When we talk about fundamental of buying, the foremost aspect is to understand why investing in the real estate. Always plan for the long-term appreciation as the industry is cyclical yet satisfying. Another, important is to ensure that you know what is affordable. If one has enough cash reserve, then I would suggest making the upfront payment. However, one can even consider mortgage, as the down payment will form the equity. Lastly, comes finding the right property with the right location. The correct location gives larger appreciation in capital value during the cyclic nature. It is always wise to think carefully about location, construction quality, developer reputation completion status and quality of infrastructure and building amenities. Consulting with an expert will guide you as per the requirement.
Costs of buying in Dubai
Along with the property sale price, the purchaser must have a secure fund to settle the upfront registration and associated cost at the land department, hence proper budgeting is essential when buying a property. Apart from the down payment deposit, the main cost is the property registration fee payable to the Dubai Land Department (DLD) which is 4 per cent of the value of the property. The other fees paid to the DLD, include title-deed fee, trustee fee, and a knowledge fee, which total up to under Dh 5,000. Another cost is the real estate broker’s commission fee, which is 2 per cent of the purchase price.

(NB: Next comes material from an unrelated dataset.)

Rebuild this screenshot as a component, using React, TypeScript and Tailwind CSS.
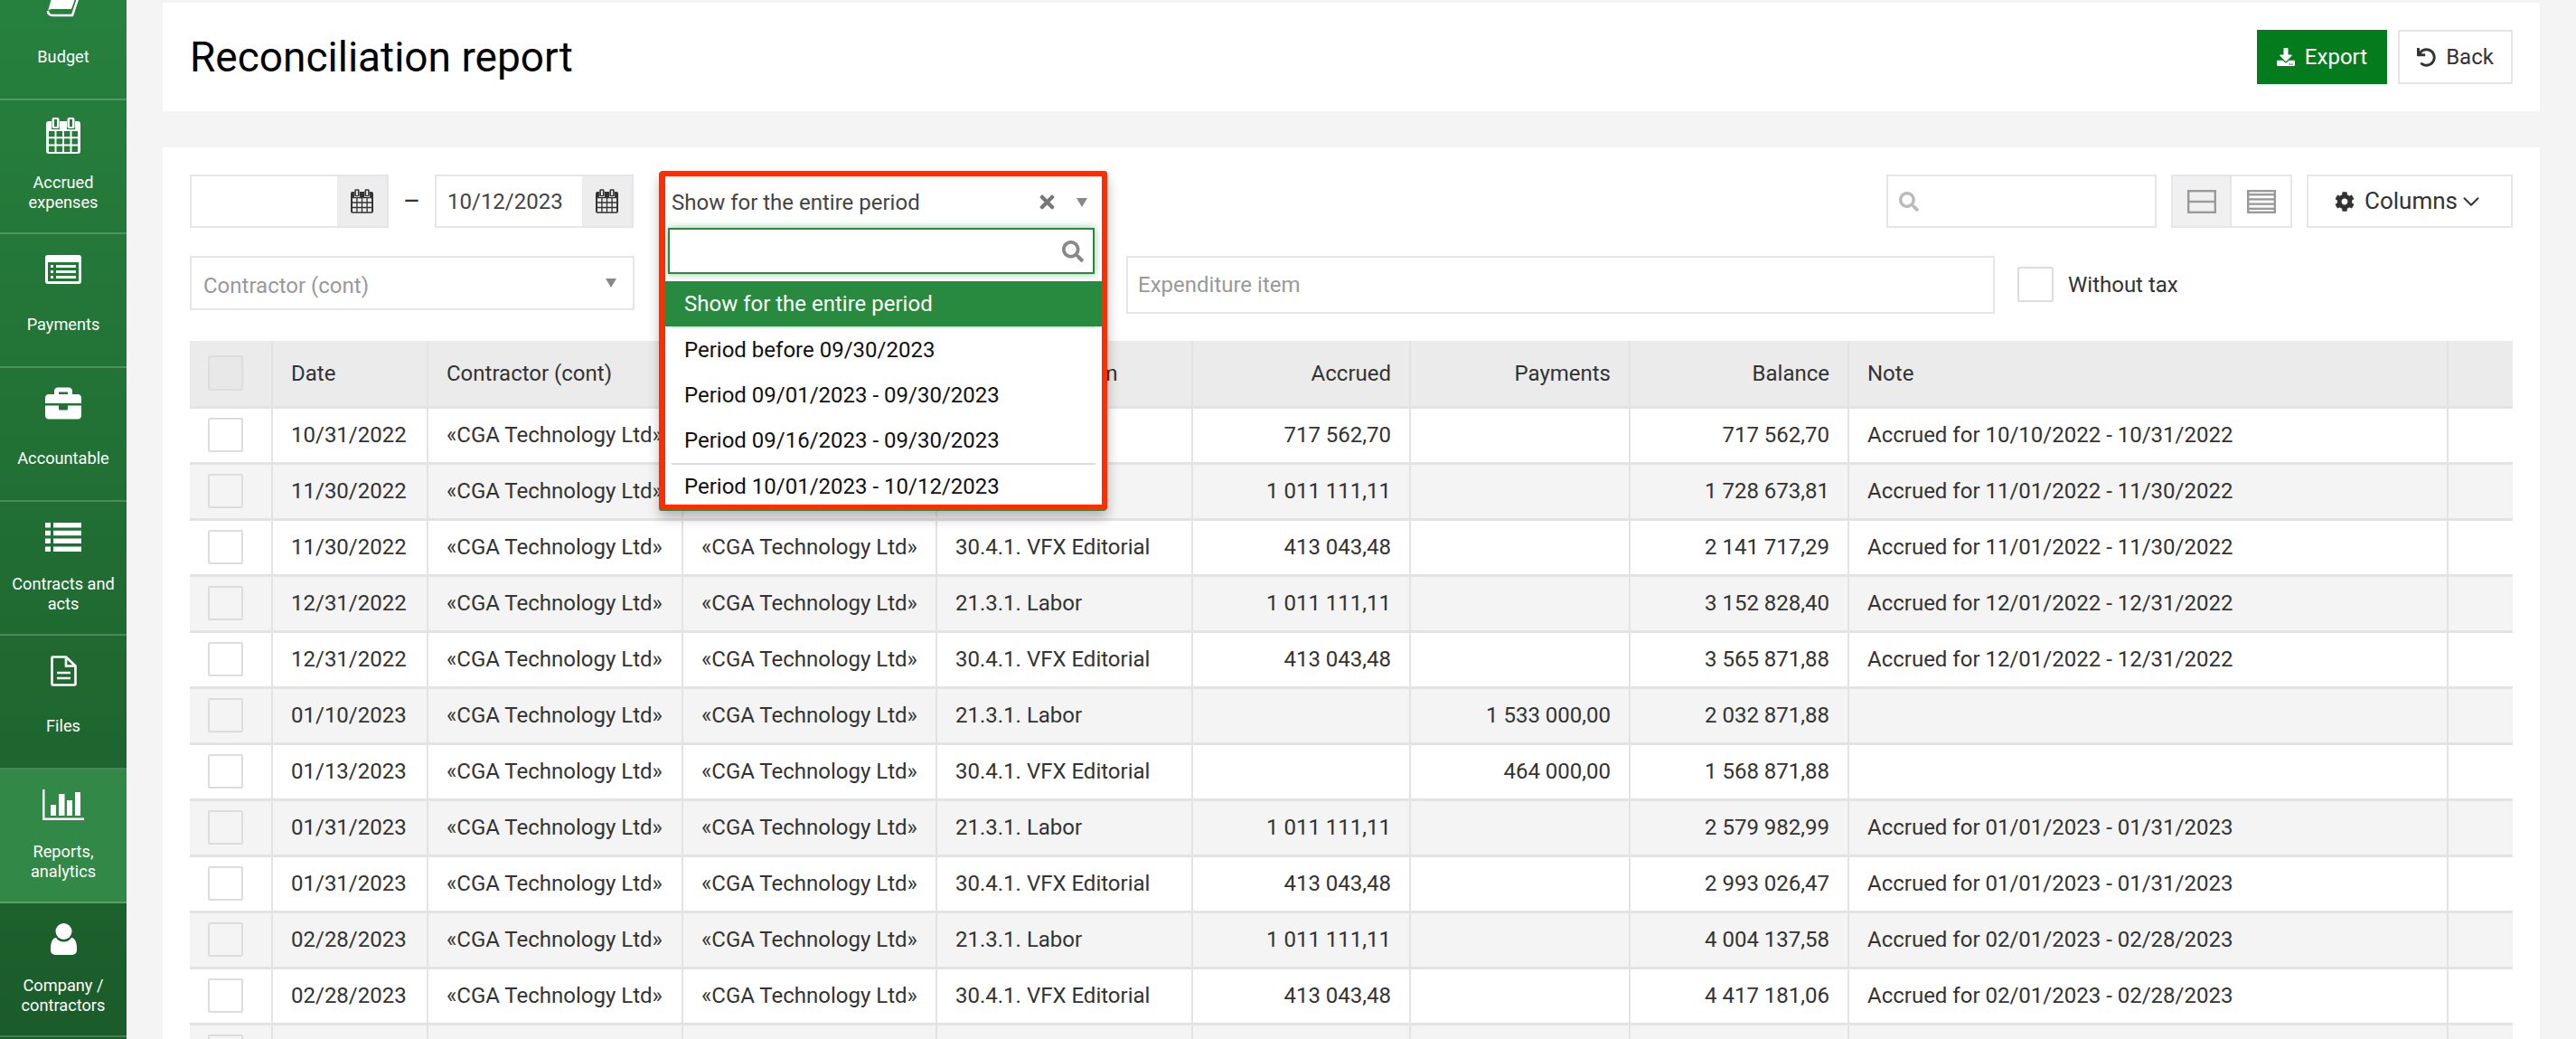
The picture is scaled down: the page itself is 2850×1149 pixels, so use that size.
import { ChevronDown } from "lucide-react"
import { FaBriefcase, FaCog, FaDownload, FaSearch, FaTimes, FaUndo } from "react-icons/fa"

const cellHoles = () => {
  let d = ""
  for (let r = 0; r < 3; r++) {
    for (let c = 0; c < 4; c++) {
      d += `M${3 + c * 8.5} ${15 + r * 8.3}h6.5v6.3h-6.5z`
    }
  }
  return d
}

function CalendarIcon({ className }: { className: string }) {
  const body = "M3 4h32a3 3 0 0 1 3 3v30a3 3 0 0 1-3 3h-32a3 3 0 0 1-3-3v-30a3 3 0 0 1 3-3z"
  const rings = "M8.5 0h4a2 2 0 0 1 2 2v8a2 2 0 0 1-2 2h-4a2 2 0 0 1-2-2v-8a2 2 0 0 1 2-2zM25.5 0h4a2 2 0 0 1 2 2v8a2 2 0 0 1-2 2h-4a2 2 0 0 1-2-2v-8a2 2 0 0 1 2-2z"
  return (
    <svg viewBox="0 0 38 40" className={className} fill="currentColor">
      <path fillRule="evenodd" d={body + cellHoles() + "M6 4h9v9h-9zM23 4h9v9h-9z"} />
      <path fillRule="evenodd" d={rings + "M9 2h3v8h-3zM26 2h3v8h-3z"} />
    </svg>
  )
}

function BookIcon() {
  return (
    <svg viewBox="0 0 38 34" className="w-[38px] h-[34px]" fill="none">
      <path d="M2 27c0 3 2 5 5 5h22l8-24" stroke="#fff" strokeWidth="2.5" strokeLinejoin="round" />
      <path d="M2 27l7-24h27l-8 22h-21c-3 0-5 1-5 2z" fill="#fff" />
    </svg>
  )
}

function ListAltIcon() {
  return (
    <svg viewBox="0 0 40 32" className="w-[40px] h-[32px]" fill="#fff">
      <path
        fillRule="evenodd"
        d="M3 0h34a3 3 0 0 1 3 3v26a3 3 0 0 1-3 3h-34a3 3 0 0 1-3-3v-26a3 3 0 0 1 3-3zM3 8v21h34v-21z"
      />
      <path d="M6 11h3v3h-3zM6 17h3v3h-3zM6 23h3v3h-3zM12 11h22v3h-22zM12 17h22v3h-22zM12 23h22v3h-22z" />
    </svg>
  )
}

function ThListIcon() {
  return (
    <svg viewBox="0 0 40 32" className="w-[40px] h-[32px]" fill="#fff">
      <path d="M0 0h6v5.5h-6zM9 0h31v5.5h-31zM0 8.700h6v5.500h-6zM9 8.700h31v5.500h-31zM0 17.600h6v5.500h-6zM9 17.600h31v5.500h-31zM0 26.500h6v5.500h-6zM9 26.500h31v5.500h-31z" />
    </svg>
  )
}

function FileIcon() {
  return (
    <svg viewBox="0 0 29 34" className="w-[29px] h-[34px]" fill="none" stroke="#fff" strokeWidth="2.6">
      <path d="M2 1.5h15l10.500 10v20a1 1 0 0 1-1 1h-24a1 1 0 0 1-1-1v-29a1 1 0 0 1 1-1z" strokeLinejoin="round" />
      <path d="M17 2v9.500h10M7 19h15M7 25h15" />
    </svg>
  )
}

function ChartIcon() {
  return (
    <svg viewBox="0 0 46 34" className="w-[46px] h-[34px]" fill="#fff">
      <path d="M0 0h2.500v31.500h43.500v2.500h-46z" />
      <path d="M9 17h6v12h-6zM18 5h6.500v24h-6.500zM27 12h6v17h-6zM36 3h6v26h-6z" />
    </svg>
  )
}

function UserIcon() {
  return (
    <svg viewBox="0 0 29 35" className="w-[29px] h-[35px]" fill="#fff">
      <circle cx="14.500" cy="9" r="9" />
      <path d="M6 16c2 3 5 4.500 8.500 4.500s6.500-1.500 8.500-4.500c4 .5 6 5 6 12v2a5 5 0 0 1-5 5h-19a5 5 0 0 1-5-5v-2c0-7 2-11.500 6-12z" />
    </svg>
  )
}

function RowsIcon({ rows }: { rows: number }) {
  const lines: number[] = []
  for (let i = 1; i < rows; i++) lines.push((26 * i) / rows)
  return (
    <svg viewBox="0 0 32 26" className="w-[32px] h-[26px]" fill="none" stroke="#9a9a9a" strokeWidth="2.400">
      <rect x="1.200" y="1.200" width="29.600" height="23.600" />
      {lines.map((y) => (
        <path key={y} d={`M1 ${y}h30`} />
      ))}
    </svg>
  )
}

const sideItems = [
  { label: ["Budget"], icon: <BookIcon /> },
  { label: ["Accrued", "expenses"], icon: <CalendarIcon className="w-[38px] h-[40px]" /> },
  { label: ["Payments"], icon: <ListAltIcon /> },
  { label: ["Accountable"], icon: <FaBriefcase className="w-[40px] h-[40px]" /> },
  { label: ["Contracts and", "acts"], icon: <ThListIcon /> },
  { label: ["Files"], icon: <FileIcon /> },
  { label: ["Reports,", "analytics"], icon: <ChartIcon />, active: true },
  { label: ["Company /", "contractors"], icon: <UserIcon /> },
  { label: [""], icon: null },
]

const labor = "21.3.1. Labor"
const vfx = "30.4.1. VFX Editorial"

const rows = [
  { date: "10/31/2022", item: labor, accrued: "717 562,70", pay: "", balance: "717 562,70", note: "Accrued for 10/10/2022 - 10/31/2022" },
  { date: "11/30/2022", item: labor, accrued: "1 011 111,11", pay: "", balance: "1 728 673,81", note: "Accrued for 11/01/2022 - 11/30/2022" },
  { date: "11/30/2022", item: vfx, accrued: "413 043,48", pay: "", balance: "2 141 717,29", note: "Accrued for 11/01/2022 - 11/30/2022" },
  { date: "12/31/2022", item: labor, accrued: "1 011 111,11", pay: "", balance: "3 152 828,40", note: "Accrued for 12/01/2022 - 12/31/2022" },
  { date: "12/31/2022", item: vfx, accrued: "413 043,48", pay: "", balance: "3 565 871,88", note: "Accrued for 12/01/2022 - 12/31/2022" },
  { date: "01/10/2023", item: labor, accrued: "", pay: "1 533 000,00", balance: "2 032 871,88", note: "" },
  { date: "01/13/2023", item: vfx, accrued: "", pay: "464 000,00", balance: "1 568 871,88", note: "" },
  { date: "01/31/2023", item: labor, accrued: "1 011 111,11", pay: "", balance: "2 579 982,99", note: "Accrued for 01/01/2023 - 01/31/2023" },
  { date: "01/31/2023", item: vfx, accrued: "413 043,48", pay: "", balance: "2 993 026,47", note: "Accrued for 01/01/2023 - 01/31/2023" },
  { date: "02/28/2023", item: labor, accrued: "1 011 111,11", pay: "", balance: "4 004 137,58", note: "Accrued for 02/01/2023 - 02/28/2023" },
  { date: "02/28/2023", item: vfx, accrued: "413 043,48", pay: "", balance: "4 417 181,06", note: "Accrued for 02/01/2023 - 02/28/2023" },
]

const periods = ["Period before 09/30/2023", "Period 09/01/2023 - 09/30/2023", "Period 09/16/2023 - 09/30/2023"]

function Sidebar() {
  return (
    <aside className="w-[140px] shrink-0 -mt-[37px] h-[1186px] bg-gradient-to-b from-[#27823e] to-[#1b5c2a] text-white">
      {sideItems.map((item, i) => (
        <div key={i} className={`h-[148px] border-b-2 border-white/20 flex flex-col ${item.active ? "bg-[#328847]" : ""}`}>
          <div className="h-[78px] flex items-center justify-center">{item.icon}</div>
          <div className={`h-[44px] flex flex-col items-center justify-center text-[18.2px] leading-[22px] ${item.label.length > 1 ? "pt-[4px]" : ""}`}>
            {item.label.map((l) => (
              <span key={l}>{l}</span>
            ))}
          </div>
        </div>
      ))}
    </aside>
  )
}

function DateInput({ value }: { value?: string }) {
  return (
    <div className="w-[220px] h-[59px] border-2 border-[#e5e5ea] flex bg-white">
      <div className="flex-1 pl-[12px] flex items-center text-[#444]">{value}</div>
      <div className="w-[55px] bg-[#ededed] flex items-center justify-center text-[#333]">
        <CalendarIcon className="w-[25px] h-[27px]" />
      </div>
    </div>
  )
}

function PeriodDropdown() {
  return (
    <div className="absolute z-10 left-0 -top-[4px] w-[495px] h-[375px] border-[6px] border-[#ff2d00] rounded-[3px] bg-white overflow-hidden shadow-[-1px_1px_0_#288a3e,0_8px_14px_rgba(0,0,0,0.28)]">
      <div className="h-[57px] pl-[7px] pr-[16px] flex items-center text-[#444]">
        <span className="flex-1">Show for the entire period</span>
        <FaTimes className="w-[23px] h-[23px] text-[#777] mr-[21px]" />
        <span className="w-0 h-0 border-x-[6px] border-x-transparent border-t-[10px] border-t-[#888]" />
      </div>
      <div className="ml-[3px] mr-[8px] h-[51px] border-2 border-[#288a3e] shadow-[0_0_8px_rgba(40,138,62,0.5)] flex items-center justify-end pr-[10px]">
        <FaSearch className="w-[24px] h-[24px] text-[#888]" />
      </div>
      <div className="mt-[8px] h-[50px] bg-[#288a3e] text-white flex items-center pl-[21px]">Show for the entire period</div>
      <div className="mx-[7px] h-[2px] -mb-[1px] bg-[#e0e0e0]" />
      {periods.map((p) => (
        <div key={p} className="h-[50px] flex items-center pl-[21px] text-[#111]">
          {p}
        </div>
      ))}
      <div className="mx-[7px] h-[2px] bg-[#dcdcdc]" />
      <div className="h-[48px] flex items-center pl-[21px] text-[#111]">Period 10/01/2023 - 10/12/2023</div>
    </div>
  )
}

function Filters() {
  return (
    <div className="flex flex-col gap-[31px]">
      <div className="flex h-[59px]">
        <DateInput />
        <div className="w-[51px] flex items-center justify-center text-[29px] text-[#333]">–</div>
        <DateInput value="10/12/2023" />
        <div className="relative ml-[29px] w-[495px]">
          <PeriodDropdown />
        </div>
        <div className="ml-auto w-[299px] border-2 border-[#e5e5ea] flex items-center pl-[12px]">
          <FaSearch className="w-[22px] h-[22px] text-[#bbb]" />
        </div>
        <div className="ml-[16px] w-[134px] border-2 border-[#e5e5ea] flex">
          <div className="w-[65px] bg-[#f0f0f0] border-r-2 border-[#e5e5ea] flex items-center justify-center">
            <RowsIcon rows={2} />
          </div>
          <div className="flex-1 flex items-center justify-center">
            <RowsIcon rows={5} />
          </div>
        </div>
        <div className="ml-[16px] w-[228px] border-2 border-[#e5e5ea] flex items-center justify-center text-[26px] text-[#333]">
          <FaCog className="w-[22px] h-[22px] mr-[11px]" />
          Columns
          <ChevronDown className="w-[30px] h-[30px]" strokeWidth={1.6} />
        </div>
      </div>
      <div className="flex items-start">
        <div className="w-[492px] h-[60px] border-2 border-[#e5e5ea] flex items-center justify-between pl-[13px] pr-[18px] text-[#999]">
          <span className="mt-[6px]">Contractor (cont)</span>
          <span className="w-0 h-0 border-x-[6px] border-x-transparent border-t-[10px] border-t-[#888]" />
        </div>
        <div className="ml-[28px] w-[488px] h-[60px] border-2 border-[#e5e5ea]" />
        <div className="ml-[28px] w-[961px] h-[64px] border-2 border-[#e5e5ea] flex items-center pl-[11px] text-[#999]">
          Expenditure item
        </div>
        <div className="ml-[25px] mt-[12px] w-[40px] h-[39px] border-2 border-[#ddd] rounded-[2px]" />
        <div className="ml-[16px] h-[64px] flex items-center text-[#333]">Without tax</div>
      </div>
    </div>
  )
}

const cell = "border-r-2 border-b-[3px] border-[#e3e3e3] px-[20px] font-normal"

function ReportTable() {
  return (
    <table className="mt-[30px] w-[2570px] table-fixed border-collapse text-[#333]">
      <colgroup>
        <col className="w-[91px]" />
        <col className="w-[172px]" />
        <col className="w-[282px]" />
        <col className="w-[281px]" />
        <col className="w-[283px]" />
        <col className="w-[241px]" />
        <col className="w-[243px]" />
        <col className="w-[242px]" />
        <col className="w-[663px]" />
        <col className="w-[72px]" />
      </colgroup>
      <thead>
        <tr className="h-[73px] bg-[#ebebeb]">
          <th className={cell}>
            <div className="w-[39px] h-[39px] border-2 border-[#ddd] rounded-[2px] bg-[#e8e8e8]" />
          </th>
          <th className={`${cell} text-left`}>Date</th>
          <th className={`${cell} text-left`}>Contractor (cont)</th>
          <th className={`${cell} text-left`}>Contractor (cont)</th>
          <th className={`${cell} text-left`}>Expenditure item</th>
          <th className={`${cell} text-right`}>Accrued</th>
          <th className={`${cell} text-right`}>Payments</th>
          <th className={`${cell} text-right`}>Balance</th>
          <th className={`${cell} text-left`}>Note</th>
          <th className="border-b-[3px] border-[#e3e3e3]" />
        </tr>
      </thead>
      <tbody>
        {rows.map((r, i) => (
          <tr key={i} className={`h-[62px] ${i % 2 ? "bg-[#f4f4f4]" : "bg-white"}`}>
            <td className={cell}>
              <div className="w-[39px] h-[38px] border-2 border-[#ddd] rounded-[2px]" />
            </td>
            <td className={cell}>{r.date}</td>
            <td className={cell}>«CGA Technology Ltd»</td>
            <td className={cell}>«CGA Technology Ltd»</td>
            <td className={cell}>{r.item}</td>
            <td className={`${cell} text-right`}>{r.accrued}</td>
            <td className={`${cell} text-right`}>{r.pay}</td>
            <td className={`${cell} text-right`}>{r.balance}</td>
            <td className={cell}>{r.note}</td>
            <td className="border-b-[3px] border-[#e3e3e3]" />
          </tr>
        ))}
        <tr className="h-[62px] bg-[#f4f4f4]">
          <td className={cell}>
            <div className="w-[39px] h-[38px] border-2 border-[#ddd] rounded-[2px]" />
          </td>
          <td className={cell} />
          <td className={cell} />
          <td className={cell} />
          <td className={cell} />
          <td className={cell} />
          <td className={cell} />
          <td className={cell} />
          <td className={cell} />
          <td />
        </tr>
      </tbody>
    </table>
  )
}

export default function App() {
  return (
    <div className="w-[2850px] h-[1149px] overflow-hidden flex bg-[#f4f4f4] font-['Roboto',sans-serif] text-[24px]">
      <Sidebar />
      <main className="flex-1 pt-[3px] px-[40px] flex flex-col gap-[40px]">
        <header className="h-[120px] shrink-0 bg-white px-[30px] flex items-center justify-between">
          <h1 className="text-[46px] leading-none text-black font-normal">Reconciliation report</h1>
          <div className="flex gap-[12px]">
            <button className="w-[144px] h-[60px] bg-[#047c1d] text-white flex items-center justify-center">
              <FaDownload className="w-[20px] h-[20px] mr-[11px]" />
              Export
            </button>
            <button className="w-[127px] h-[60px] border-2 border-[#e5e5e5] text-[#333] flex items-center justify-center">
              <FaUndo className="w-[21px] h-[21px] mr-[11px]" />
              Back
            </button>
          </div>
        </header>
        <section className="flex-1 bg-white px-[30px] pt-[30px]">
          <Filters />
          <ReportTable />
        </section>
      </main>
    </div>
  )
}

If a buyer takes up a mortgage, a mortgage registration fee 0.25 per cent of the mortgage value paid at the DLD. Alongside, there will be a certain fee payable to the bank like mortgage processing fee which is usually 1 per cent of the loan amount, valuation fee of about Dh 2500- Dh 3000 payable to the evaluator appointed by the bank. Besides, the banks will also calculate property insurance and the life insurance annual cost depending on the loan amount. These amounts may vary from lender to lender hence proper study is required.
Certainly, there are a number of costs associated with the purchase and these must be carefully measured before signing the agreement to ensure that the purchase is within the means.
Conclusion
Now calculate over the years in comparison to spending close to similar purchase amount for the same period in annual rents. Eventually, one can experience that the total cost of home ownership is less under the current circumstances than the total cost of renting a similar property in the emirates.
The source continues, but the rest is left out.